Praktek Tara juga sangat berguna dan ampuh bagi Dharma Centre. Centre-centre yang melakukan puja atau pujian pada Dewi Tara akan mendapatkan pahala keberhasilan, sehingga harapannya untuk menyebarluaskan ajaran sang Buddha akan terpenuhi. Keinginan yang diajukan dengan sikap penuh bakti dan keyakinan akan lebih mudah terkabulkan, khususnya bila hal itu demi kebajikan makhluk lain!

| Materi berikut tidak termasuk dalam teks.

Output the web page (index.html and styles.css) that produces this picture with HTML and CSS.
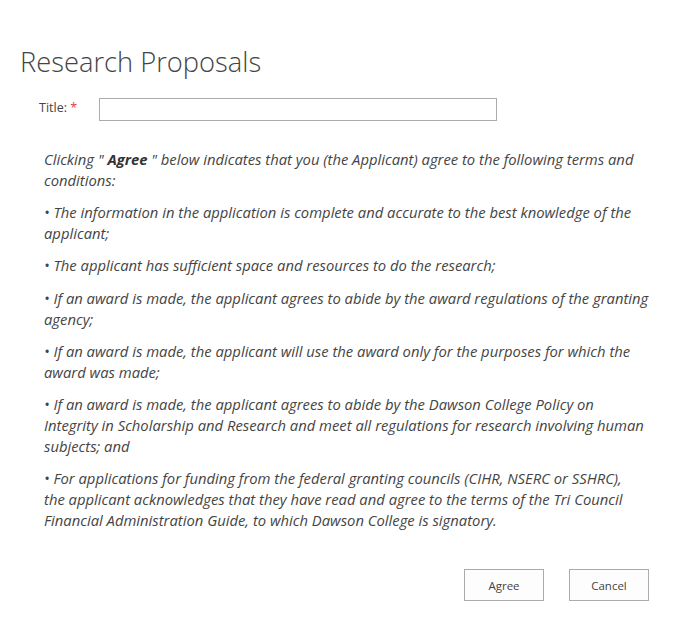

Sebenarnya setiap Vihara Tibet mengadakan puja Tara Hijau setiap pagi, apakah di sana ada lima orang bhiksu atau seribu bhiksu. Pujian 21 Tara telah secara terus menerus dilantunkan oleh tak terbilang makhluk hidup meliputi sepanjang jaman hingga pada jaman Buddha Vairochana di awal masa yang lampau, yang sangat jauh sebelum masa kita ini. Bukti bahwa pujian ini sungguh telah sangat tua dan telah mencapai penyebarannya yang luas srta dipraktekkan secara luas sepanjang jaman memberi tambahan pada kekuatan agungnya serta keampuhannya.
Seluruh berkah yang terkumpul darinya telah terjadi berkaitan dengan doa keyakinan yang mendalam sepanjang masa hingga pada masa kita dan kita terima bila kita berdoa dengan penuh keyakinan serta bakti kepada Dewi Tara. Melalui praktek secara bersama-sama pujian 21 Tara dan mantra Tara, berkahnya berlipat ganda dan akan matang di dalam arus kesadaran kita, dalam pengalaman nyata hidup kita. Dengan alasan inilah sehingga puja kepada Dewi Tara menjadi praktek harian yang demikian baiknya.